At Ticketmaster, Kip Levin walked through what the company is doing to re-socialize the ticket buying experience. For any of us who recall waiting in line to buy event tickets, some going so far as to camp out overnight, buying tickets online has been a fairly anti-social event, by comparison. Ticketmaster views Social Media as the means to get past that social barrier, and for those customers who want to have a true fan experience, a way to return some of the fun without sacrificing convenience.

Most of what Ticketmaster is doing to date involves Facebook, and from a pure numbers point of view, it’s not hard to see why. The company’s first foray into Social Media begin with a bookmark link on its eCommerce site; 90% of all shares went to Facebook. Since that time, each like they receive on Facebook translates to $5 in ticket sales. Each recommend and each RSVP also translates into $5 worth of sales – as of today, Ticketmaster has a dedicated team of three program managers and a handful of engineers whose sole task is to work on social projects.
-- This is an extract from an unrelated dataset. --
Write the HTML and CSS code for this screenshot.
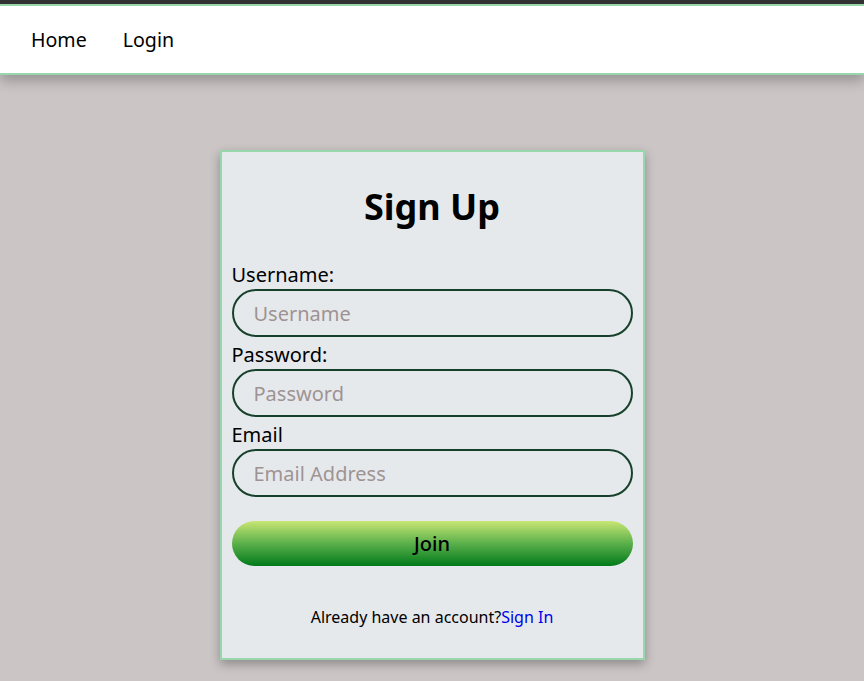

Said Levin, “It will be double that next year. “

Levin then showed what the company launched just 30 days ago, Ticketmaster’s Seat Tagging feature. When buying tickets for an event, customers are given the opportunity to post their seating location on Facebook – not just as aisle and row information, but as a tagged location in an overall schematic of the venue. Then, friends buying tickets for the same event will know who’ll be there, where they will be, and where to purchase their own tickets based on proximity. What’s fascinating is that when using the seat tag feature, buyers are given the option to share their location with everyone, or with just their own circle of friends. Levin: “80% so far have opted to share their information with everyone. “ I honestly can’t tell if this has more potential to connect you to people you already know who have similar interests as you, or if it will more often add awkwardness to a scenario when two parties who really don’t want to see each other have to pretend they don’t know the other is at the same event. Either way, you have to see this thing in action to see how cool it really is.

Perhaps the most important piece I take away from this particular session is a validation of a message we’ve already started delivering in much of our recent research. In order to make use of the exciting new channels that are emerging all around us, it is absolutely critical that a retailer understand its place in the consumers’ day-to-day routine – this doesn’t just mean how they interact with you, it means why they interact with you. What pain do you help them relieve? Or how does buying the goods and services you offer help them fulfill a psychological need? Rue La La certainly understands how they fit into their customer’s psyche. Ticketmaster does, as well. For your next Social Media project to succeed, you’re going to have to, too.